France has a long history. The French Revolution (begun in 1789) abolished the Concordat of 1516 between Pope Leo X and King Francis I of France, which among other measures had given the King the right to nominate bishops, abbots, and priors but reserved to the Pope the right of confirmation and special rights of appointment. When Napoleon Bonaparte was First Consul, just before the Empire (1804-1815), the Concordat of 1801 was signed. It was an agreement between Napoleon and Pope Pius VII that reestablished the Roman Catholic Church in France. The Concordat consolidated Napoleon's position, ended the royalist-clerical rebellion in Western France, reunited the clergy, and won the support of the large majority of peasant farmers. Roman Catholicism was recognized as the religion of most French citizens.

Then, at the end of the 19th century, along came the "Dreyfus Affair", a political scandal which bitterly divided France. In 1894 Alfred Dreyfus, a Jewish artillery officer in the French Army was charged with passing military secrets to the German Embassy in Paris and convicted of treason. He was innocent - his conviction rested on fake documents, a put-up job which higher-ups had tried to cover up. The Dreyfus Affair split France between the dreyfusards (who backed Dreyfus) and the antidreyfusards (those against him). There were several controversial issues (including but not limited to anti-Semitism) and the country was violently fractured for several years. Basically, the right wing (the antidreyfusards) supported a return to monarchy and clericalism – involving the Roman Catholic Church heavily in public life - while the left wing, far more anticlerical, supported the Third Republic on the dreyfusard side. To cut a long and fascinating story short, Dreyfus was pardoned in 1899, and reinstated in the Army.

The Dreyfus case happened at the end of a quarter century of often acrimonious but incisive debate about the place of religion in modern French life. It was clear to the French, at the beginning of the 20th century, that something had to be done to reduce the role of religion and reestablish the primacy of the Republic over Catholic, royalist France. The final version of the law separating Church and State was approved on July 3rd, 1905 by the Assemblée: 341 for vs 233 against) and by the Senat on December 6, 1905 (179 for; 103 against). The Parliamentary debates had lasted a total of ten months.

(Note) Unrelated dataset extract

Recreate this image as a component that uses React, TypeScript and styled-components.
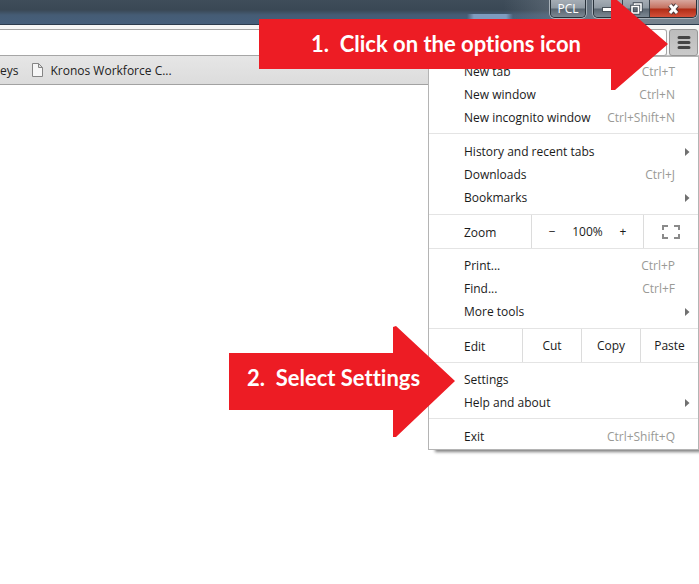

The Law separating Church and State was promulgated on December 9, 1905. It is still in effect today, one hundred years later. Last week France celebrated the centenary.

The following year (1906) saw the "inventories": all Church real estate, although belonging to the State, was placed at the disposal of the relevant religion; each edifice had to be inventoried, which led to violent demonstrations throughout France. The 1905 law was accepted by the various Protestant congregations and the Jews, but Catholics entered a kind of "resistance", which only ceased in 1924 when the Catholic hierarchy regained the right to manage the religion's assets directly.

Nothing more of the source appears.